Israel’s military secures the well being of the Israeli population who live their mandated right in Judea-Samaria. The internationally recognized right to secure their well being is the right to self-defense as enshrined in Article 51 of the United Nations’ Charter. There is no validity to the claim that both Israeli Jewish residents in Judea-Samaria and the Israeli military presence there is illegal. This invalid claim is ’’politically motivated’’- as worded by the Israel Ministry of Foreign Affairs. The Ministry further states: ‘’Repeated charges regarding the illegality of Israeli settlements must therefore be regarded as politically motivated, without foundation in international law. Similarly, as Israeli settlements cannot be considered illegal, they cannot constitute a ‘’grave violation’’ of the Geneva Convention, and hence any claim that they constitute a ‘’war crime’’ is without any legal basis.’’ The 1949 Fourth Geneva Convention that the Ministry referenced states in Article 49, that an occupying power ‘’shall not deport or transfer parts of its own civilian population into the territories it occupies.’’
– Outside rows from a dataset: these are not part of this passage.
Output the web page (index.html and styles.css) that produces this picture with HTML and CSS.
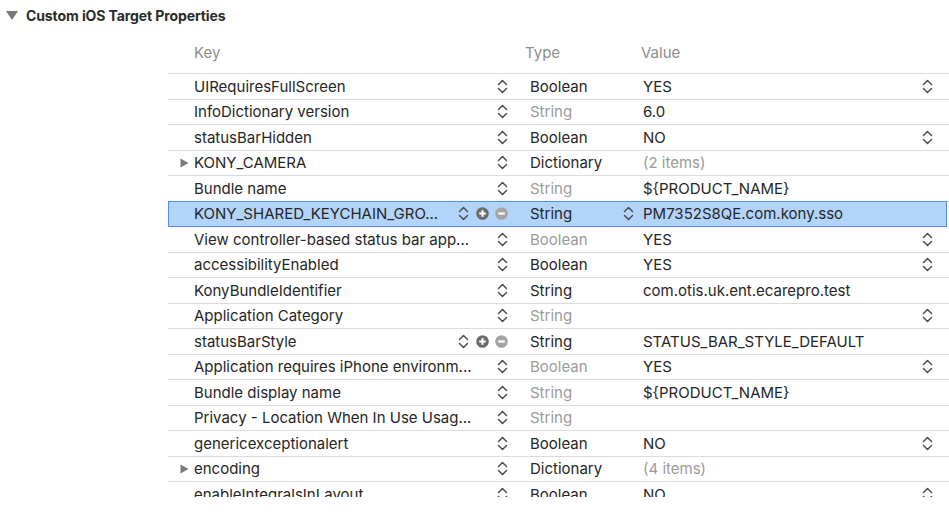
FILE: index.html
```html
<!DOCTYPE html>
<html>
<head>
<meta charset="utf-8">
<link rel="stylesheet" href="styles.css">
</head>
<body>
<svg width="0" height="0" class="defs">
  <defs>
    <symbol id="updown" viewBox="0 0 11 17">
      <path d="M1.5 6.5 L5.5 2.5 L9.5 6.5" fill="none" stroke="#4d4d4d" stroke-width="1.5" stroke-linecap="round" stroke-linejoin="round"/>
      <path d="M1.5 10.5 L5.5 14.5 L9.5 10.5" fill="none" stroke="#4d4d4d" stroke-width="1.5" stroke-linecap="round" stroke-linejoin="round"/>
    </symbol>
    <symbol id="plus" viewBox="0 0 13 13">
      <circle cx="6.5" cy="6.5" r="6.3" fill="#6b6b6b"/>
      <path d="M6.5 3.2 V9.8 M3.2 6.5 H9.8" stroke="#fff" stroke-width="2.2"/>
    </symbol>
    <symbol id="minus" viewBox="0 0 13 13">
      <circle cx="6.5" cy="6.5" r="6.3" fill="#a3a3a3"/>
      <path d="M3.2 6.5 H9.8" stroke="#fff" stroke-width="2.2"/>
    </symbol>
    <symbol id="tri-right" viewBox="0 0 9 10">
      <path d="M0.5 0.5 L8.5 5 L0.5 9.5 Z" fill="#7a7a7a"/>
    </symbol>
  </defs>
</svg>

<div class="section-header">
  <svg class="disclosure" width="12" height="9" viewBox="0 0 12 9"><path d="M0 0 H12 L6 9 Z" fill="#7a7a7a"/></svg>
  <span class="section-title">Custom iOS Target Properties</span>
</div>

<div class="plist">
  <div class="col-head">
    <span></span>
    <span class="h-key">Key</span>
    <span class="h-type">Type</span>
    <span class="h-value">Value</span>
  </div>
  <div class="rows">
    <div class="row">
      <span class="arrow"></span>
      <span class="key"><span class="key-text">UIRequiresFullScreen</span><svg class="ud"><use href="#updown"/></svg></span>
      <span class="type">Boolean</span>
      <span class="value"><span>YES</span><svg class="ud"><use href="#updown"/></svg></span>
    </div>
    <div class="row">
      <span class="arrow"></span>
      <span class="key"><span class="key-text">InfoDictionary version</span><svg class="ud"><use href="#updown"/></svg></span>
      <span class="type dim">String</span>
      <span class="value"><span>6.0</span></span>
    </div>
    <div class="row">
      <span class="arrow"></span>
      <span class="key"><span class="key-text">statusBarHidden</span><svg class="ud"><use href="#updown"/></svg></span>
      <span class="type">Boolean</span>
      <span class="value"><span>NO</span><svg class="ud"><use href="#updown"/></svg></span>
    </div>
    <div class="row">
      <span class="arrow"><svg class="tri"><use href="#tri-right"/></svg></span>
      <span class="key"><span class="key-text">KONY_CAMERA</span><svg class="ud"><use href="#updown"/></svg></span>
      <span class="type">Dictionary</span>
      <span class="value"><span class="dim">(2 items)</span></span>
    </div>
    <div class="row">
      <span class="arrow"></span>
      <span class="key"><span class="key-text">Bundle name</span><svg class="ud"><use href="#updown"/></svg></span>
      <span class="type dim">String</span>
      <span class="value"><span>${PRODUCT_NAME}</span></span>
    </div>
    <div class="row selected">
      <span class="arrow"></span>
      <span class="key"><span class="key-text">KONY_SHARED_KEYCHAIN_GRO...</span><svg class="ud"><use href="#updown"/></svg><svg class="pm"><use href="#plus"/></svg><svg class="pm"><use href="#minus"/></svg></span>
      <span class="type type-sel"><span>String</span><svg class="ud"><use href="#updown"/></svg></span>
      <span class="value"><span>PM7352S8QE.com.kony.sso</span></span>
    </div>
    <div class="row">
      <span class="arrow"></span>
      <span class="key"><span class="key-text">View controller-based status bar app...</span><svg class="ud"><use href="#updown"/></svg></span>
      <span class="type dim">Boolean</span>
      <span class="value"><span>YES</span><svg class="ud"><use href="#updown"/></svg></span>
    </div>
    <div class="row">
      <span class="arrow"></span>
      <span class="key"><span class="key-text">accessibilityEnabled</span><svg class="ud"><use href="#updown"/></svg></span>
      <span class="type">Boolean</span>
      <span class="value"><span>YES</span><svg class="ud"><use href="#updown"/></svg></span>
    </div>
    <div class="row">
      <span class="arrow"></span>
      <span class="key"><span class="key-text">KonyBundleIdentifier</span><svg class="ud"><use href="#updown"/></svg></span>
      <span class="type">String</span>
      <span class="value"><span>com.otis.uk.ent.ecarepro.test</span></span>
    </div>
    <div class="row">
      <span class="arrow"></span>
      <span class="key"><span class="key-text">Application Category</span><svg class="ud"><use href="#updown"/></svg></span>
      <span class="type dim">String</span>
      <span class="value"><span></span><svg class="ud"><use href="#updown"/></svg></span>
    </div>
    <div class="row">
      <span class="arrow"></span>
      <span class="key"><span class="key-text">statusBarStyle</span><svg class="ud"><use href="#updown"/></svg><svg class="pm"><use href="#plus"/></svg><svg class="pm"><use href="#minus"/></svg></span>
      <span class="type">String</span>
      <span class="value"><span>STATUS_BAR_STYLE_DEFAULT</span></span>
    </div>
    <div class="row">
      <span class="arrow"></span>
      <span class="key"><span class="key-text">Application requires iPhone environm...</span><svg class="ud"><use href="#updown"/></svg></span>
      <span class="type dim">Boolean</span>
      <span class="value"><span>YES</span><svg class="ud"><use href="#updown"/></svg></span>
    </div>
    <div class="row">
      <span class="arrow"></span>
      <span class="key"><span class="key-text">Bundle display name</span><svg class="ud"><use href="#updown"/></svg></span>
      <span class="type dim">String</span>
      <span class="value"><span>${PRODUCT_NAME}</span></span>
    </div>
    <div class="row">
      <span class="arrow"></span>
      <span class="key"><span class="key-text">Privacy - Location When In Use Usag...</span><svg class="ud"><use href="#updown"/></svg></span>
      <span class="type dim">String</span>
      <span class="value"><span></span></span>
    </div>
    <div class="row">
      <span class="arrow"></span>
      <span class="key"><span class="key-text">genericexceptionalert</span><svg class="ud"><use href="#updown"/></svg></span>
      <span class="type">Boolean</span>
      <span class="value"><span>NO</span><svg class="ud"><use href="#updown"/></svg></span>
    </div>
    <div class="row">
      <span class="arrow"><svg class="tri"><use href="#tri-right"/></svg></span>
      <span class="key"><span class="key-text">encoding</span><svg class="ud"><use href="#updown"/></svg></span>
      <span class="type">Dictionary</span>
      <span class="value"><span class="dim">(4 items)</span></span>
    </div>
    <div class="row">
      <span class="arrow"></span>
      <span class="key"><span class="key-text">enableIntegralsInLayout</span><svg class="ud"><use href="#updown"/></svg></span>
      <span class="type">Boolean</span>
      <span class="value"><span>NO</span><svg class="ud"><use href="#updown"/></svg></span>
    </div>
  </div>
</div>
</body>
</html>
```
FILE: styles.css
```css
html, body {
  margin: 0;
  padding: 0;
  background: #ffffff;
}
body {
  font-family: Inter, "Liberation Sans", sans-serif;
  color: #262626;
  width: 949px;
  height: 517px;
  overflow: hidden;
}
.defs {
  position: absolute;
  width: 0;
  height: 0;
}
.section-header {
  display: flex;
  align-items: center;
  height: 31px;
  padding-left: 6px;
  gap: 8px;
}
.disclosure {
  flex: none;
}
.section-title {
  font-size: 14px;
  font-weight: 700;
  color: #2a2a2a;
  letter-spacing: -0.1px;
}
.plist {
  margin-left: 168px;
}
.col-head {
  display: grid;
  grid-template-columns: 26px 336px 112px 1fr;
  height: 42px;
  align-items: center;
  font-size: 15px;
  color: #8e8e8e;
}
.h-type {
  margin-left: -5px;
}
.h-value {
  margin-left: -1px;
}
.rows {
  border-top: 1px solid #dcdcdc;
  height: 423px;
  overflow: hidden;
}
.row {
  display: grid;
  grid-template-columns: 26px 336px 112px 1fr;
  height: 25.5px;
  box-sizing: border-box;
  border-bottom: 1px solid #dcdcdc;
  align-items: center;
  font-size: 15px;
  white-space: nowrap;
}
.row.selected {
  background: #b2d3fa;
  border-bottom-color: #4f93e4;
  box-shadow: inset 1px 1px 0 #4f93e4, inset -1px 0 0 #4f93e4;
  margin-top: -1px;
  height: 26.5px;
  padding-top: 1px;
  margin-right: 2px;
}
.arrow {
  display: flex;
  align-items: center;
  padding-left: 12px;
}
.tri {
  width: 9px;
  height: 10px;
}
.key {
  display: flex;
  align-items: center;
  padding-right: 22px;
  min-width: 0;
}
.key-text {
  flex: 1;
  overflow: hidden;
  min-width: 0;
}
.ud {
  width: 11px;
  height: 17px;
  flex: none;
}
.pm {
  width: 13px;
  height: 13px;
  flex: none;
  margin-left: 7px;
}
.key .pm + .pm {
  margin-left: 6px;
}
.key .ud {
  margin-left: 4px;
}
.type-sel {
  display: flex;
  align-items: center;
  justify-content: space-between;
  padding-right: 8px;
}
.dim {
  color: #9b9b9b;
}
.value {
  display: flex;
  align-items: center;
  justify-content: space-between;
  padding-left: 1px;
  padding-right: 16px;
}
```
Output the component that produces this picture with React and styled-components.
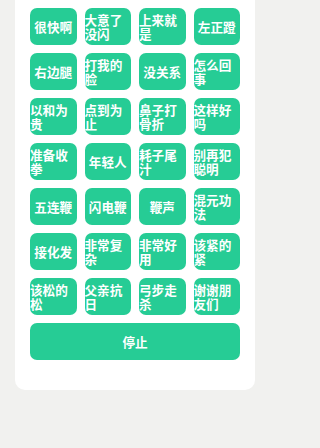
import React from 'react';
import styled, { createGlobalStyle } from 'styled-components';

const GlobalStyle = createGlobalStyle`
  html, body {
    margin: 0;
    padding: 0;
    background-color: #f1f1ef;
    font-family: "Noto Sans CJK SC", "Noto Sans", sans-serif;
  }
  #root {
    min-height: 448px;
  }
`

const Page = styled.div`
  box-sizing: border-box;
  width: 270px;
  height: 448px;
  padding: 0 15px;
  overflow: hidden;
`

const Card = styled.div`
  margin-top: -51px;
  background-color: #ffffff;
  border-radius: 10px;
  padding: 14px 15px 30px;
`

const Grid = styled.div`
  display: grid;
  grid-template-columns: repeat(4, 1fr);
  column-gap: 8px;
  row-gap: 8px;
`

const SoundButton = styled.button`
  display: flex;
  align-items: center;
  justify-content: center;
  height: 37px;
  min-width: 0;
  padding: 0;
  border: none;
  border-radius: 7px;
  background-color: #26cc95;
  color: #ffffff;
  font-family: inherit;
  font-size: 12.6px;
  font-weight: 700;
  line-height: 14px;
  overflow: hidden;
  cursor: pointer;
`

const Label = styled.span`
  text-align: left;
`

const StopButton = styled(SoundButton)`
  width: 100%;
  margin-top: 8px;
`

const sounds = [
  '我大意了', '年轻人不讲武德', '耗子尾汁', '闪电五连鞭',
  '很快啊', '大意了没闪', '上来就是', '左正蹬',
  '右边腿', '打我的脸', '没关系', '怎么回事',
  '以和为贵', '点到为止', '鼻子打骨折', '这样好吗',
  '准备收拳', '年轻人', '耗子尾汁', '别再犯聪明',
  '五连鞭', '闪电鞭', '鞭声', '混元功法',
  '接化发', '非常复杂', '非常好用', '该紧的紧',
  '该松的松', '父亲抗日', '弓步走杀', '谢谢朋友们'
]

const App = () => {
  return (
    <Page>
      <GlobalStyle />
      <Card>
        <Grid>
          {sounds.map((name, i) => (
            <SoundButton key={i}>
              <Label>{name}</Label>
            </SoundButton>
          ))}
        </Grid>
        <StopButton>停止</StopButton>
      </Card>
    </Page>
  )
}

export default App;
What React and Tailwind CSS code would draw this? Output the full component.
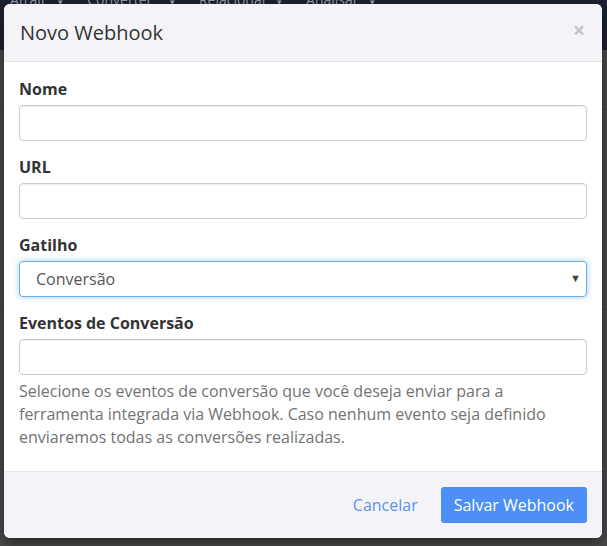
import React from 'react';

const Field = ({ label, children }) => (
  <div className="mb-[15px]">
    <label className="block mb-[5px] text-[16px] leading-[22px] font-bold text-[#333]">{label}</label>
    {children}
  </div>
);

const TextInput = () => (
  <input
    type="text"
    className="block w-full h-[36px] px-3 border border-[#ccc] rounded-[4px] bg-white text-[16px] text-[#555] outline-none shadow-[inset_0_1px_1px_rgba(0,0,0,0.075)]"
  />
);

export default function App() {
  return (
    <div
      className="relative w-[607px] h-[546px] overflow-hidden bg-[#4b4b4b]"
      style={{ fontFamily: '"Open Sans", "Liberation Sans", sans-serif' }}
    >
      {/* page behind the backdrop */}
      <div className="h-[60px] bg-[#1d2230] flex items-start gap-[24px] pl-[10px] -mt-[10px] text-[14px] leading-[20px] text-[#9aa0ab]">
        <span>Atrair <span className="ml-[8px] text-[9px]">▾</span></span>
        <span>Converter <span className="ml-[14px] text-[9px]">▾</span></span>
        <span>Relacionar <span className="ml-[6px] text-[9px]">▾</span></span>
        <span>Analisar <span className="ml-[8px] text-[9px]">▾</span></span>
      </div>
      <div className="h-[60px] border-b border-[#3e3e3e]" />
      <div className="h-[200px] border-b border-[#3e3e3e]" />

      {/* modal */}
      <div className="absolute left-[4px] top-[4px] w-[598px] h-[534px] flex flex-col bg-white rounded-[6px] overflow-hidden shadow-[0_5px_15px_rgba(0,0,0,0.5)]">
        <div className="h-[58px] flex items-center justify-between px-[15px] bg-[#f4f4f8] border-b border-[#e5e5e5]">
          <h4 className="text-[20px] text-[#333] pl-[1px]">Novo Webhook</h4>
          <span className="text-[21px] font-bold leading-none text-[#c2c2c6] mr-[2px] -mt-[4px]">×</span>
        </div>

        <div className="flex-1 px-[15px] pt-[16px]">
          <Field label="Nome">
            <TextInput />
          </Field>
          <Field label="URL">
            <TextInput />
          </Field>
          <Field label="Gatilho">
            <div className="relative">
              <div className="h-[36px] flex items-center pl-[16px] border border-[#66afe9] rounded-[4px] bg-white text-[16px] text-[#555] shadow-[0_0_6px_rgba(102,175,233,0.6)]">
                Conversão
              </div>
              <span className="absolute right-[6px] top-[9px] text-[11px] text-[#444]">▼</span>
            </div>
          </Field>
          <div>
            <label className="block mb-[5px] text-[16px] leading-[22px] font-bold text-[#333]">Eventos de Conversão</label>
            <TextInput />
            <p className="mt-[5px] text-[16px] leading-[23px] text-[#737373]">
              Selecione os eventos de conversão que você deseja enviar para a ferramenta integrada via Webhook. Caso nenhum evento seja definido enviaremos todas as conversões realizadas.
            </p>
          </div>
        </div>

        <div className="h-[67px] flex items-center justify-end gap-[11px] px-[15px] bg-[#f4f4f8] border-t border-[#e5e5e5]">
          <button className="h-[36px] px-[12px] text-[16px] text-[#5a94e6]">Cancelar</button>
          <button className="h-[36px] px-[13px] rounded-[3px] bg-[#4d8ef7] text-[16px] text-white">Salvar Webhook</button>
        </div>
      </div>
    </div>
  );
}
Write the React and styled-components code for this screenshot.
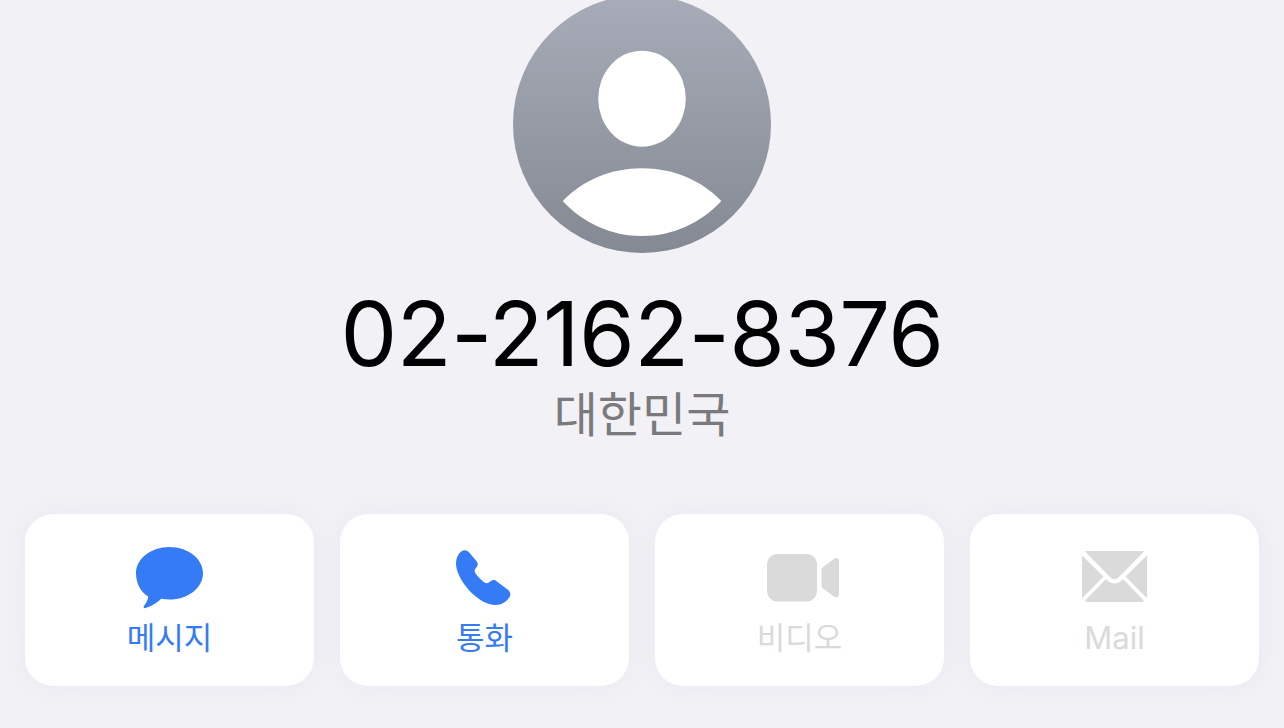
import styled, { createGlobalStyle } from 'styled-components';

const GlobalStyle = createGlobalStyle`
  html, body {
    margin: 0;
    height: 100%;
    background: #f1f1f6;
    overflow: hidden;
  }
`;

const BLUE = '#357bf6';
const MUTED = '#dadada';

const Page = styled.div`
  width: 1284px;
  height: 728px;
  overflow: hidden;
  display: flex;
  flex-direction: column;
  align-items: center;
  font-family: Inter, 'Noto Sans CJK KR', sans-serif;
`;

const Avatar = styled.svg`
  display: block;
  width: 258px;
  height: 258px;
  margin-top: -5px;
  flex: none;
`;

const Number = styled.h1`
  margin: 26px 0 0;
  font-size: 90px;
  line-height: 110px;
  font-weight: 400;
  letter-spacing: -0.6px;
  color: #000;
`;

const Country = styled.div`
  margin-top: -4px;
  font-size: 48px;
  line-height: 60px;
  color: #7a7a7c;
`;

const Actions = styled.div`
  align-self: stretch;
  display: grid;
  grid-template-columns: repeat(4, 289px);
  gap: 26px;
  padding: 0 25px;
  margin-top: 69px;
`;

const ActionCard = styled.div`
  height: 172px;
  border-radius: 28px;
  background: #fff;
  box-shadow: 0 0 32px rgba(40, 40, 70, 0.04);
  display: flex;
  flex-direction: column;
  align-items: center;
  color: ${({ $off }) => ($off ? MUTED : BLUE)};
`;

const IconSlot = styled.div`
  height: 64px;
  margin-top: 32px;
  display: flex;
  align-items: center;
  justify-content: center;
`;

const Label = styled.span`
  margin-top: 8px;
  font-size: 31px;
  line-height: 40px;
`;

const MessageIcon = () => (
  <svg width="67" height="62" viewBox="0 0 67 62" fill="currentColor">
    <path d="M33.5 0C52 0 67 11.8 67 26.3 67 41 52 52.6 33.5 52.6c-3 0-5.700-.3-8.400-.8-4.500 4.700-11.500 8.300-15.800 9.300-1.400.3-2.300-1-1.300-2.200 1.700-2 3.700-5 4.300-9.300C4.800 45.300 0 36.300 0 26.300 0 11.800 15 0 33.500 0Z" />
  </svg>
);

const PhoneIcon = () => (
  <svg width="57" height="57" viewBox="0 0 57 57" fill="currentColor">
    <path d="M5.500 1.200C8.500-.6 11 0 13 2.300l7.200 8.500c1.800 2.200 2 4 .7 6-1 1.500-2.300 2.700-2.300 4 0 1.700 1.800 4.200 5 7.400 3 3 5.600 5 7.300 5 1.300 0 2.500-1.200 4-2.200 2-1.300 3.800-1.200 6 .6l11.300 8.500c2.500 2 2.800 4.800 1 7.400-2.800 4.300-7.500 7.500-13.500 7.500-8.700 0-17.800-5.500-26.500-14.500C5.500 31.500 0 21.700 0 13.500 0 8.300 2 4 5.500 1.200Z" />
  </svg>
);

const VideoIcon = () => (
  <svg width="78" height="49" viewBox="-6 0 78 49" fill="currentColor">
    <rect x="0" y="0" width="50" height="47.500" rx="10" />
    <path d="M54.500 16.500c0-1.500.5-2.600 1.600-3.500l11-8.200c2.200-1.500 4.900-.5 4.900 2.300v33.300c0 2.800-2.700 3.800-4.900 2.300l-11-8.200c-1.100-.9-1.600-2-1.600-3.500Z" />
  </svg>
);

const MailIcon = () => (
  <svg width="65" height="55" viewBox="0 0 65 55" fill="currentColor">
    <path d="M5 0H60c1 0 1.600.2 2 .5L37 26c-3 3-6 3-9 0L3 .5C3.400.2 4 0 5 0Z" />
    <path d="M0 4.500 21.500 25.500 .3 47C.1 46.500 0 46 0 45V6C0 5.500 0 5 0 4.500Z" />
    <path d="M65 4.500 43.500 25.500 64.700 47c.2-.5.3-1 .3-2V6c0-.5 0-1 0-1.500Z" />
    <path d="M24 28l1.500 1.500c4 4 10 4 14 0L41 28 62 49.800C61 50.600 60.500 51 59 51H6C4.500 51 4 50.600 3 49.800Z" />
  </svg>
);

const actions = [
  { label: '메시지', Icon: MessageIcon },
  { label: '통화', Icon: PhoneIcon },
  { label: '비디오', Icon: VideoIcon, off: true },
  { label: 'Mail', Icon: MailIcon, off: true },
];

export default function App() {
  return (
    <Page>
      <GlobalStyle />
      <Avatar viewBox="0 0 258 258">
        <defs>
          <linearGradient id="avatarFill" x1="0" y1="0" x2="0" y2="1">
            <stop offset="0" stopColor="#a8acb8" />
            <stop offset="1" stopColor="#858993" />
          </linearGradient>
        </defs>
        <circle cx="129" cy="129" r="129" fill="url(#avatarFill)" />
        <ellipse cx="129" cy="103.700" rx="43.800" ry="48" fill="#fff" />
        <path d="M49.700 206C70 185 98 173.300 129 173.300S188 185 208.300 206C188 228 160 241 129 241S70 228 49.700 206Z" fill="#fff" />
      </Avatar>
      <Number>02-2162-8376</Number>
      <Country>대한민국</Country>
      <Actions>
        {actions.map(({ label, Icon, off }) => (
          <ActionCard key={label} $off={off}>
            <IconSlot>
              <Icon />
            </IconSlot>
            <Label>{label}</Label>
          </ActionCard>
        ))}
      </Actions>
    </Page>
  );
}
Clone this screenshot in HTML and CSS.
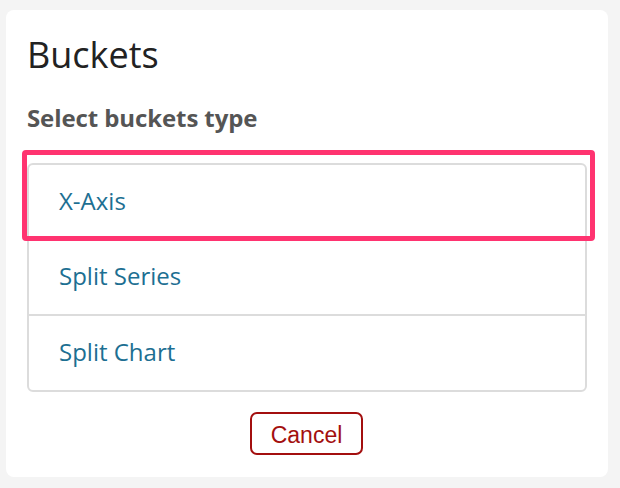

Firstly, the most important fact that nobody should forget in this matter, is that ‘’Judea, Samaria and Gaza are not ‘’occupied territories’’ according to international law due to the fact that they were not taken from any foreign sovereign.’’ This quote was taken from Tel Aviv’s own Law Professor, Talia Einhorn, at a Jerusalem Conference. Prof. Einhorn added: ‘’It is important to remember and mention [this fact] daily.

Egypt did not claim sovereignty over Gaza during its illegal occupation from 1948-1967 and Jordan’s claim to Judea-Samaria during its illegal occupation from 1948-1967 was only recognized by Pakistan and partially by Britain.

Secondly, the Jewish population in Gaza, Judea and Samaria, were not ‘’deported’’ or ‘’transferred’’ there by the Israeli government, but simply and purely returned home voluntarily.